Provide only the number of lines in the data below that contain the string "styles".

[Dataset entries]
** BEGIN **
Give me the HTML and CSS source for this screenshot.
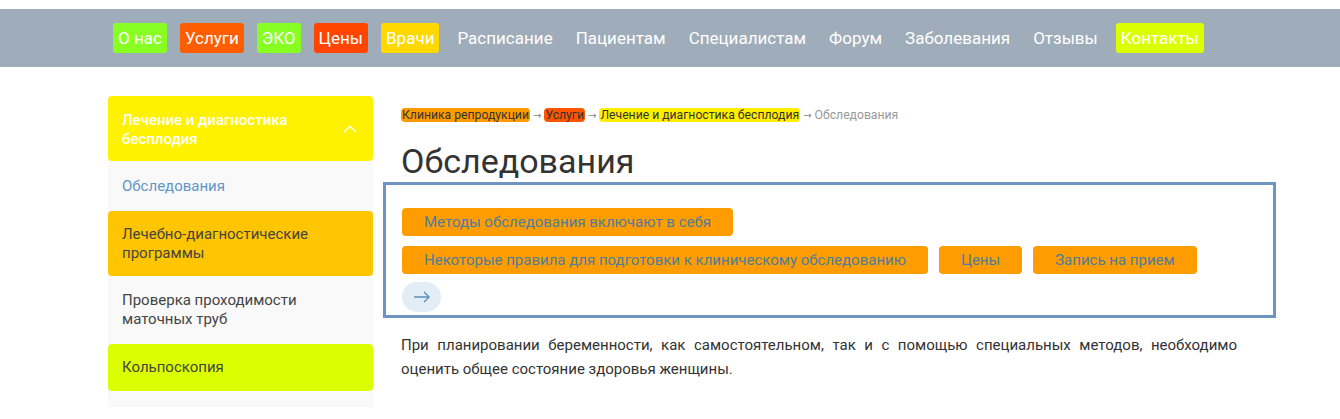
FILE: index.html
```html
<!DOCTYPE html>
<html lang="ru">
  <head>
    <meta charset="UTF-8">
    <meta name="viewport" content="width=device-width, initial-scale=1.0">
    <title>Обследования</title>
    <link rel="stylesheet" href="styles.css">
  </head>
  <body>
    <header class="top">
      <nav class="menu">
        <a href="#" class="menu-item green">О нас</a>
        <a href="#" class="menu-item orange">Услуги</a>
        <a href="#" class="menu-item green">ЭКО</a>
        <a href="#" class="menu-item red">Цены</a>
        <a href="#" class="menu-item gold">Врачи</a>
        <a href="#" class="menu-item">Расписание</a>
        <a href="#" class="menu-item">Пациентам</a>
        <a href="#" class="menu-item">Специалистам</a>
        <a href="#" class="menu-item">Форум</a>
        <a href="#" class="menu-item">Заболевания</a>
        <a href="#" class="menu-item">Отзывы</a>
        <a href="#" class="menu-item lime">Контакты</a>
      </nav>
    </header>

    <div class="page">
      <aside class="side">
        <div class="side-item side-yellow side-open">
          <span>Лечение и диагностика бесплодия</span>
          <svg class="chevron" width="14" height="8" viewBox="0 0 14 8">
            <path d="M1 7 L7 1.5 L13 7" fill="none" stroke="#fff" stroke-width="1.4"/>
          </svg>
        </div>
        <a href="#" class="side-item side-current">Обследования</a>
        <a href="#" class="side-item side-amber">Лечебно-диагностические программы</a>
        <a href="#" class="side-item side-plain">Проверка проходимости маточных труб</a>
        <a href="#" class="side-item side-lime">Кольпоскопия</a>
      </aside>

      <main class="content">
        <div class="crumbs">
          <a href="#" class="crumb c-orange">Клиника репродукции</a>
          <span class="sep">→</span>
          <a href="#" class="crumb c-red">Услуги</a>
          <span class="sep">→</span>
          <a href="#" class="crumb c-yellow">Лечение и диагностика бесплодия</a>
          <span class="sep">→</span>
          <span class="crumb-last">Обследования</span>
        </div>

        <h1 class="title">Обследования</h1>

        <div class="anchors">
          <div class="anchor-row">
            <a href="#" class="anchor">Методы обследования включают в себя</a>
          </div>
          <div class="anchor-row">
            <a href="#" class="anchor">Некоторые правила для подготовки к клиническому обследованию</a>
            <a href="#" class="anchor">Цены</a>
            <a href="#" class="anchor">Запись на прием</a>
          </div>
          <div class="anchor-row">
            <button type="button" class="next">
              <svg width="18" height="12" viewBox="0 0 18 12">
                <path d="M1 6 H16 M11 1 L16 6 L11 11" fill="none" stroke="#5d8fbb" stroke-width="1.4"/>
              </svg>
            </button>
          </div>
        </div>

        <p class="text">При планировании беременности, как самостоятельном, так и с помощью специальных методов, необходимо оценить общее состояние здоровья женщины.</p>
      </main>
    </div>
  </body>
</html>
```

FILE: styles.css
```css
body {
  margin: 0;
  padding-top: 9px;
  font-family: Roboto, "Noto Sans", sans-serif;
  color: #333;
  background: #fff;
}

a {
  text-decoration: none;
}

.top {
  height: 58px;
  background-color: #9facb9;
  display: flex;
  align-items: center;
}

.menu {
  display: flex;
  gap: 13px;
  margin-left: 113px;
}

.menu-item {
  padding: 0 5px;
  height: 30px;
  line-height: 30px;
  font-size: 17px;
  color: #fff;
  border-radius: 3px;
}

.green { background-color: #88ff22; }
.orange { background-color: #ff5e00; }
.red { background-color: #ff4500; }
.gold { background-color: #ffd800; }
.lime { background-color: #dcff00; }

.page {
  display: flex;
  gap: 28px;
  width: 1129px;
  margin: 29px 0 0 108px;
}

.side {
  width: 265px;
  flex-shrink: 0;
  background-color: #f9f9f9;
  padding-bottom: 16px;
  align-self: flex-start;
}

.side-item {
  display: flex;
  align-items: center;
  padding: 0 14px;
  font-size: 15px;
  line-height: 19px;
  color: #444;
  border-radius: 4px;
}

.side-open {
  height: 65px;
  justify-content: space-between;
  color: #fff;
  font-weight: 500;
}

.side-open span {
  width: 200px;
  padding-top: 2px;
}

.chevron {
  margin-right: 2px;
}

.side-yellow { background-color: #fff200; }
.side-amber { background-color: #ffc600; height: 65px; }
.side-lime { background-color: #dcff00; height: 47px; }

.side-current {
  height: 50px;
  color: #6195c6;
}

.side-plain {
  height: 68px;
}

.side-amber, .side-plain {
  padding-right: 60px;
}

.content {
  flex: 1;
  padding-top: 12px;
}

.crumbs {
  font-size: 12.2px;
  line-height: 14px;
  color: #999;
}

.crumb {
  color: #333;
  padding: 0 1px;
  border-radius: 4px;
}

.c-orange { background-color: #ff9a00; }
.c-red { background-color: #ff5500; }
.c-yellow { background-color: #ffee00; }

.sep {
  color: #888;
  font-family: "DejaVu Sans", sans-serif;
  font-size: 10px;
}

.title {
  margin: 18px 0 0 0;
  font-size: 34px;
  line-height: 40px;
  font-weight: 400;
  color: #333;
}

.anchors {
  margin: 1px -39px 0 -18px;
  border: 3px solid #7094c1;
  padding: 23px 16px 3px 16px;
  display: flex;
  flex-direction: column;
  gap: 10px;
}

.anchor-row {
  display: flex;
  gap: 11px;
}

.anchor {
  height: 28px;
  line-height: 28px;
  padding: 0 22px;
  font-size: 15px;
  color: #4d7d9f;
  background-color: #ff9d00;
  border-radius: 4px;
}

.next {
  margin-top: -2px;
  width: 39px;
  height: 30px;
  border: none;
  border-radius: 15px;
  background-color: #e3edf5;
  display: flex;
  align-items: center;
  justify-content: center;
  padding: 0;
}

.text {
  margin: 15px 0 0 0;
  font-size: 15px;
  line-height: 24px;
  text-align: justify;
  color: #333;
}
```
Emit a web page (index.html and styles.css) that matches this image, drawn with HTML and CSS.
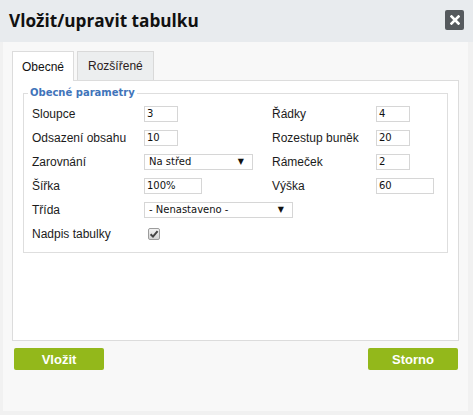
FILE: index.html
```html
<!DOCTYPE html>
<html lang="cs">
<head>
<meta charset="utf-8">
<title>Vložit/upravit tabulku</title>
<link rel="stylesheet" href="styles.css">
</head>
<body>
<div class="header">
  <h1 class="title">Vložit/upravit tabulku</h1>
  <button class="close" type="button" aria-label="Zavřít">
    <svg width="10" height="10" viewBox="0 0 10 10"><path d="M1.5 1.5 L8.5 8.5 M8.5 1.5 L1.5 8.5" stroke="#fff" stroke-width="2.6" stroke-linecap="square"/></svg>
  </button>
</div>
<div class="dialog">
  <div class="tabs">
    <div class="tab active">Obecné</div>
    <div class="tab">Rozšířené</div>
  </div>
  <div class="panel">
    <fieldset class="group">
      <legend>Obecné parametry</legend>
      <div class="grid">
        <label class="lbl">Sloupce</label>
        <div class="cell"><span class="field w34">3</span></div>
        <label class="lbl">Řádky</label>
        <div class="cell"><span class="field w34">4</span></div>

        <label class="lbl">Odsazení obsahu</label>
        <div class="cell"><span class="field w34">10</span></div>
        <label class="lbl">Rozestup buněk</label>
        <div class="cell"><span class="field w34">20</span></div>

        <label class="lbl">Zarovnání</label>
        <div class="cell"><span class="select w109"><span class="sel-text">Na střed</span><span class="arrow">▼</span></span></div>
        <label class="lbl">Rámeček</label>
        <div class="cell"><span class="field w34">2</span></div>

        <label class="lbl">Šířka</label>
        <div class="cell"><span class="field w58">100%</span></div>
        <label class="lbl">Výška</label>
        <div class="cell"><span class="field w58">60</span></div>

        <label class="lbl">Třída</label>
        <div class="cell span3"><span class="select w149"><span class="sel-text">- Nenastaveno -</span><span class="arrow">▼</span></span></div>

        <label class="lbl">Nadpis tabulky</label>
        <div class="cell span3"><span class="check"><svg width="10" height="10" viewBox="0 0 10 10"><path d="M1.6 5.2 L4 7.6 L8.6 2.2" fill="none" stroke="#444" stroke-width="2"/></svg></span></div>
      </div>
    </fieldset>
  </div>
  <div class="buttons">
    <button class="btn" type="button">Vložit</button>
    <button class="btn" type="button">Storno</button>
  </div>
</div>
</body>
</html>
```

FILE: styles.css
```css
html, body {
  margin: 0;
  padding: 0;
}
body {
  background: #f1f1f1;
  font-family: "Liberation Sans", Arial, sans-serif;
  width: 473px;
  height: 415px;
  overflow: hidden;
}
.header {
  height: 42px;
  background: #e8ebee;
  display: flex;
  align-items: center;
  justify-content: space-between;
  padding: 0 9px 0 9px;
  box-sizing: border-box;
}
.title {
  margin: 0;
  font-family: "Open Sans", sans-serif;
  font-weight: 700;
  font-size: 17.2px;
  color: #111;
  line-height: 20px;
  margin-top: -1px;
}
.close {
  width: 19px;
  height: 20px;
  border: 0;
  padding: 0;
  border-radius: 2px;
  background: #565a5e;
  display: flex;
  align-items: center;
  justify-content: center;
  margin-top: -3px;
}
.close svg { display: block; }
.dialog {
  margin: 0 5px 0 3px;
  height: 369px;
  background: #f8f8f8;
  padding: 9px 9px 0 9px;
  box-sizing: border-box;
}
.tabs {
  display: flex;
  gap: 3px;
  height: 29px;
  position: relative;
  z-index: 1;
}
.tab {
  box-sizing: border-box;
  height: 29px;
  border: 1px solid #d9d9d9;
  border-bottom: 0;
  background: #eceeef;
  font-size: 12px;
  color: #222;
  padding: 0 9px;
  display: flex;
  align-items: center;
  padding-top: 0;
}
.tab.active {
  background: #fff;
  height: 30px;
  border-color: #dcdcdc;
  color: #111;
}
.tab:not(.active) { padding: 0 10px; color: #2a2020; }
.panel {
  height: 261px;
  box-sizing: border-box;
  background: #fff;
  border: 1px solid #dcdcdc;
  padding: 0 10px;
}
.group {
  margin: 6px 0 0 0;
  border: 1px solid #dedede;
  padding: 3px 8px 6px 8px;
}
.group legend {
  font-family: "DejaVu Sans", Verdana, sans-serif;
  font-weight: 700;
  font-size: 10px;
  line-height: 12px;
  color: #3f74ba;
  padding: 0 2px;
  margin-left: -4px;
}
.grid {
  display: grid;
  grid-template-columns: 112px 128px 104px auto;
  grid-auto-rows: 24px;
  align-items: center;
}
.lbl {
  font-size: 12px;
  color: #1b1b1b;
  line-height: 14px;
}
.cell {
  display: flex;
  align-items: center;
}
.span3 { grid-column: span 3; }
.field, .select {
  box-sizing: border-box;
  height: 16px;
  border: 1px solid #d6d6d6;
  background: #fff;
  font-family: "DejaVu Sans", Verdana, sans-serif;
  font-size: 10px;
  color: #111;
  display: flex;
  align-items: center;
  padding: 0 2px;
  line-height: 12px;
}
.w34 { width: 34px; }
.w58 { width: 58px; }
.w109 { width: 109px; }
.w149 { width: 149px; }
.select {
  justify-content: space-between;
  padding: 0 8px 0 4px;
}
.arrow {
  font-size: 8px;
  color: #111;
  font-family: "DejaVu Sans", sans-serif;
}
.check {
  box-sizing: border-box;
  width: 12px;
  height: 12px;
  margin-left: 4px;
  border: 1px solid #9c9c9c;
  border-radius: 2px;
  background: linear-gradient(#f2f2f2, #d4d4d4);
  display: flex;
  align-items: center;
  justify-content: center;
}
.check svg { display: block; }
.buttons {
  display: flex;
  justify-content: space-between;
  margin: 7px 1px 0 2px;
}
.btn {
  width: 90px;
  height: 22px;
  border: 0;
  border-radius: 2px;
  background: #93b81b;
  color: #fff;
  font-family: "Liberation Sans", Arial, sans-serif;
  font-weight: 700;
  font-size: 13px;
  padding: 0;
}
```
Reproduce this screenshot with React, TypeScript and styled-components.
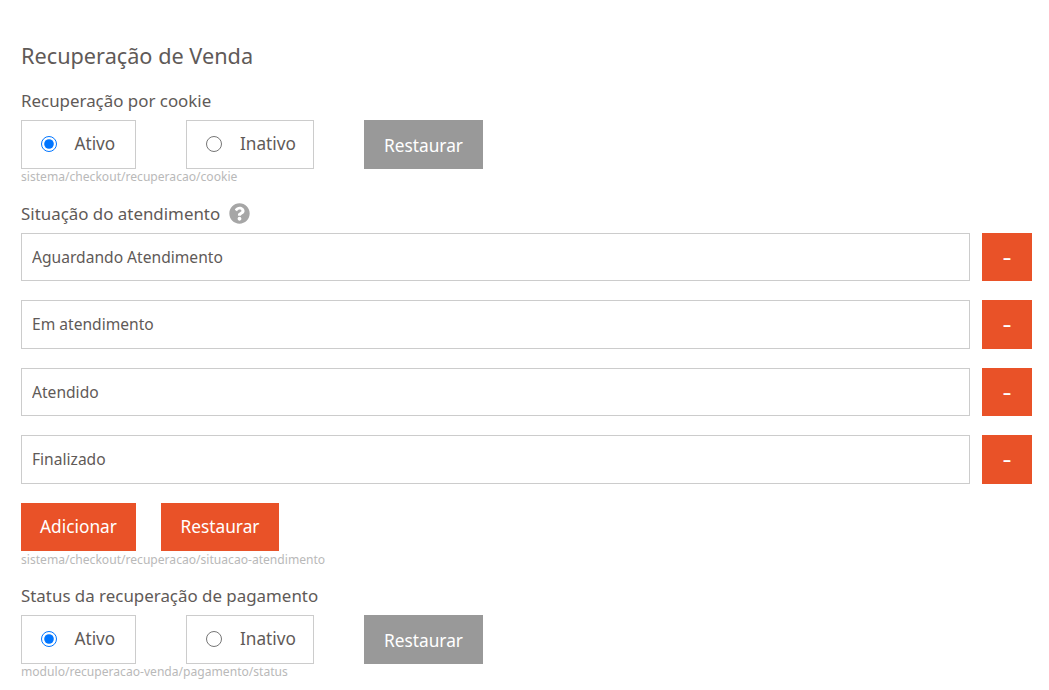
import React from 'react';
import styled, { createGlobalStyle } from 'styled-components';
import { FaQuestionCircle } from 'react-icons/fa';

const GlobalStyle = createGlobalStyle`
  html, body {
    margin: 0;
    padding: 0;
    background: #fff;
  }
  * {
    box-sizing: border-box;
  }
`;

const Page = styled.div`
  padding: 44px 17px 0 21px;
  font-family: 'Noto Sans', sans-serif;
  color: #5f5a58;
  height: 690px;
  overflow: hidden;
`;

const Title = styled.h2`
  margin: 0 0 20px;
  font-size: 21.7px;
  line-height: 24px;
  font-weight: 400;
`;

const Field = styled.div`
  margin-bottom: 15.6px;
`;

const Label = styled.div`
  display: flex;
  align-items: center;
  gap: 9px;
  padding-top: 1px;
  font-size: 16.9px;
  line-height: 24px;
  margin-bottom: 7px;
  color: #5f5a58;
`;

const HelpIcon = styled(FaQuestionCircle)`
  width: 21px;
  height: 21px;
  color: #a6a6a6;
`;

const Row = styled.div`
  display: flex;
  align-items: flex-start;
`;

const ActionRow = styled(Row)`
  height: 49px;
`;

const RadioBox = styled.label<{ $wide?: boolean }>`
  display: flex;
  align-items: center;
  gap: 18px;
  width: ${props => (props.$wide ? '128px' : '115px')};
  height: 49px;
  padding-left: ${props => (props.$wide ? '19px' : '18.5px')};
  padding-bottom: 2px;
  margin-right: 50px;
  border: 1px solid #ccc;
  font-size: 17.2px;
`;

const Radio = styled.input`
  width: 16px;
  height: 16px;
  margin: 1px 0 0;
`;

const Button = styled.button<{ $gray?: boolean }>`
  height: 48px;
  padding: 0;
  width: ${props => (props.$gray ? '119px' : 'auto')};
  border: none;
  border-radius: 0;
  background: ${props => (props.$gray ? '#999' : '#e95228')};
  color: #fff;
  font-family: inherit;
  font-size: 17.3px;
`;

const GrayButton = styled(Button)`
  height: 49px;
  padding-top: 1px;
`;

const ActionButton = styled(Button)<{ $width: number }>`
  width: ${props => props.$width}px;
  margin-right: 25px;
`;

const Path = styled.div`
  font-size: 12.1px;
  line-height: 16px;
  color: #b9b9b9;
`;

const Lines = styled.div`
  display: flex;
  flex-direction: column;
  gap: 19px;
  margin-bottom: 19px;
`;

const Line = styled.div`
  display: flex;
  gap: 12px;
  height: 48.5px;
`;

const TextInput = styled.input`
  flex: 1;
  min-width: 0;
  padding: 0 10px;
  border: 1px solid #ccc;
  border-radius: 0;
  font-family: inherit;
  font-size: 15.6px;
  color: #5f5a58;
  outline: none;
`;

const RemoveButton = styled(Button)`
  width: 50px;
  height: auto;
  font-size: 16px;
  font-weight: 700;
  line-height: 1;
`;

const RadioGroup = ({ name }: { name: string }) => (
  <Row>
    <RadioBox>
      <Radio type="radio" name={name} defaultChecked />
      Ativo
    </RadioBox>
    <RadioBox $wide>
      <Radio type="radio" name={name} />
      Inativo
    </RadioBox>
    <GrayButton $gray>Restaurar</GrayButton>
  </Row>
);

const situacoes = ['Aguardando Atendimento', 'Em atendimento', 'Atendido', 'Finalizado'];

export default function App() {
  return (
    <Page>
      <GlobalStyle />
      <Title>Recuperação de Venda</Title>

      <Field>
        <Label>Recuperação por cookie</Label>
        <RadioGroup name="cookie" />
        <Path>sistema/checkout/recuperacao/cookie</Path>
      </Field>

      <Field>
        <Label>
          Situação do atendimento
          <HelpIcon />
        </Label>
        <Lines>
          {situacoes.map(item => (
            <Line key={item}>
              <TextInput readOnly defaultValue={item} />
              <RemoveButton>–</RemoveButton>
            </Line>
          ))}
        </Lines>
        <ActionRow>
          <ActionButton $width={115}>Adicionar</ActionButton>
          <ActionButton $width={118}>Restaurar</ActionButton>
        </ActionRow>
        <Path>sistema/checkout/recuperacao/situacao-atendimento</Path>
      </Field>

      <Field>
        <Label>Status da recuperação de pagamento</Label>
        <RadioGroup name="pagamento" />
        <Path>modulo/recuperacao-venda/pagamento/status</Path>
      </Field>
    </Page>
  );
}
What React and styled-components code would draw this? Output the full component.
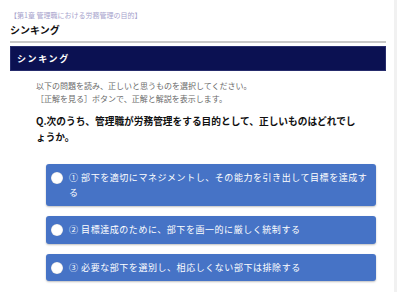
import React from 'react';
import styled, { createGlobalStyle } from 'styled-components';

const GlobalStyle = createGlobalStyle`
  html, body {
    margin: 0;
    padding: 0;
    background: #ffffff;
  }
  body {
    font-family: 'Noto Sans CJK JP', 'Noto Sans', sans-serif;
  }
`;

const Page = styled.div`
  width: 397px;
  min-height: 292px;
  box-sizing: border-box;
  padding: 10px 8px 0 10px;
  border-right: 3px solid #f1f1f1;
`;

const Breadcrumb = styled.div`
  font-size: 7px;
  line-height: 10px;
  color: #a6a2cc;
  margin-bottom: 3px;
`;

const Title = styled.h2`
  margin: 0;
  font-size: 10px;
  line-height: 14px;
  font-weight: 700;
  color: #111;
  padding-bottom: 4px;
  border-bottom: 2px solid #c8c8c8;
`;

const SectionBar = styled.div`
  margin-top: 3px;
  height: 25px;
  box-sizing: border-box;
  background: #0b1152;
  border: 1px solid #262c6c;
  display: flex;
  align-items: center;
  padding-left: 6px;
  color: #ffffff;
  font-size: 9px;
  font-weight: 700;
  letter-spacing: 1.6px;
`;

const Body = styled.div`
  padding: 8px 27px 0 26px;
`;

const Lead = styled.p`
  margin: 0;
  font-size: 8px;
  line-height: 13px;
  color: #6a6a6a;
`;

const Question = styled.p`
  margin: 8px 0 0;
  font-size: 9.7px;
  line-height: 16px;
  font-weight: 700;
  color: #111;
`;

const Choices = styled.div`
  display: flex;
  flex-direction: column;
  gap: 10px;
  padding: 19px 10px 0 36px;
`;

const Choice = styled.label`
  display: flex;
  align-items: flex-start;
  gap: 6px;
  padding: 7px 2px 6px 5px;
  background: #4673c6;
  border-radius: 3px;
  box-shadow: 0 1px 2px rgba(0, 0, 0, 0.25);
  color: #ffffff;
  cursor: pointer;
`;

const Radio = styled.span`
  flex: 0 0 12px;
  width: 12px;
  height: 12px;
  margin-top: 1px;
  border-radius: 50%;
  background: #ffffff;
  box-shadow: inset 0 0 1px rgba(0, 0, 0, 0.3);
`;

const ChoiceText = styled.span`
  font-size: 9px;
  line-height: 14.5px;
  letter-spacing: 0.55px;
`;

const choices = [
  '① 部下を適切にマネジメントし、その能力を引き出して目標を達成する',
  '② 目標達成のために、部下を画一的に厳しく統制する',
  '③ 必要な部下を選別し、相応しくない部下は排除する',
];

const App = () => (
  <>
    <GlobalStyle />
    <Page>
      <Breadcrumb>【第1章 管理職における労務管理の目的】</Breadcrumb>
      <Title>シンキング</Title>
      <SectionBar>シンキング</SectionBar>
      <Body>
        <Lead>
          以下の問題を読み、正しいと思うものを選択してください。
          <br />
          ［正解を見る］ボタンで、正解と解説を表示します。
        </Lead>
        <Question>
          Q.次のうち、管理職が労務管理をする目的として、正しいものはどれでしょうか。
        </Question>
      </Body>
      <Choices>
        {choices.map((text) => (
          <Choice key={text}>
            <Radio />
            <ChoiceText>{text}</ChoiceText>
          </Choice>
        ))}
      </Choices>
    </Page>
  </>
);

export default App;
** END **
ANSWER TO THE PROBLEM: 5